Cependant le ressentiment profond qui oppose ces soldats mobilisés de force et les officiers allemands chargés de les encadrer ne fera que s'accroître à mesure que se multiplient les mauvais traitements dont ils sont l'objet et qui scandalisent la population Villefranchoise, témoin des humiliations et vexations qui leur sont infligées. Bientôt, l'idée d'une mutinerie, imaginée par le groupe de meneurs dès leur déportation en Allemagne, fait son chemin parmi la troupe, bien décidée à s'affranchir de son asservissement et à rejoindre la Résistance française. Mais craignant d'être découverts, les mutins précipitent leur décision et dans la nuit du 16 au 17 septembre 1943, ils se débarrassent de leurs officiers allemands, sommairement jugés et passés par les armes, et prennent le contrôle de la ville.

EN SAVOIR PLUS
Les Révoltés de Villefranche, G. Grmek et L. Lambrichs, Seuil, Paris, 1998

Malgré le succès initialement rencontré par l’opération et la mise sous contrôle de l'armurerie, un officier allemand parvient à s'échapper et donne l'alerte. Alors qu'ils espèrent la venue de guides censés leur faire gagner le maquis, les mutins se retrouvent bientôt pris au piège dans la ville « libérée », cernés par des troupes nazies arrivées en grand nombre de Rodez et des garnisons alentour. Après une impitoyable chasse à l'homme dans les rues de la ville où les insurgés tentent une percée désespérée, la plupart sont soit tués au combat, soit capturés.

Radio-Londres

Seuls quelques dizaines d'entre eux parviendront, grâce à l'aide de la population Villefranchoise solidaire des mutins croates, à en réchapper, gagnant le maquis. Un grand nombre de mutins du 13e bataillon de la 13e Division SS faits prisonniers sont envoyés en camp de concentration à Sachsenhausen et Buchenwald, d'où seuls quelques-uns reviendront. Les autres, seront torturés avant d'être fusillés et ensevelis à l’entrée de la ville au lieu-dit désormais dénommé « Champ des martyrs croates ». L’histoire en a retenu que l’espace d’une journée Villefranche fut la première ville « libérée » de la France occupée.

Au-delà de l’impact relativement limité de l’insurrection sur le plan militaire, celle-ci constitua néanmoins la première rébellion armée au sein des unités allemandes. Redoutant l'écho dévastateur sur le moral des troupes que cette mutinerie aurait pu rencontrer, Himmler ordonna personnellement d'étouffer l'affaire.
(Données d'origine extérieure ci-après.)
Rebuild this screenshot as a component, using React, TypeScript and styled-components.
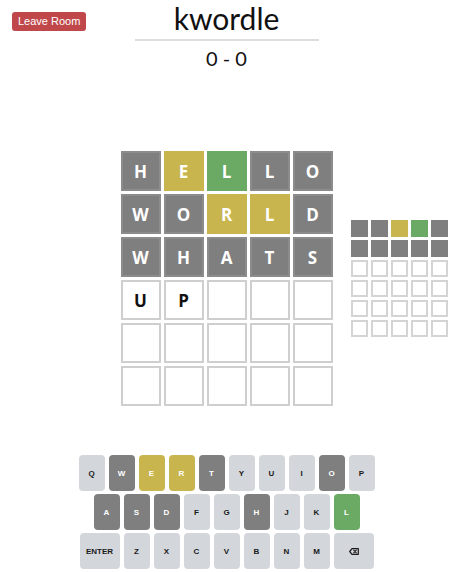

Peine perdue puisque quelques semaines plus tard radio-Londres diffusa la nouvelle, lui donnant ainsi un retentissement qui déborda largement le cadre régional.

De la révolte à la Résistance

Si les mutins se disaient eux-mêmes croates et que nombre d'entre eux étaient originaires de Croatie, la plupart était néanmoins originaire de Bosnie-Herzégovine, laquelle à l'époque faisait partie de l'éphémère "Etat indépendant de Croatie", instauré sous tutelle allemande et italienne. Ainsi, selon leur état civil retrouvé dans les archives, figuraient parmi les mutins des "Croates catholiques" (ou Croates) et des "Croates musulmans" (ou Bosniaques, selon la terminologie actuelle).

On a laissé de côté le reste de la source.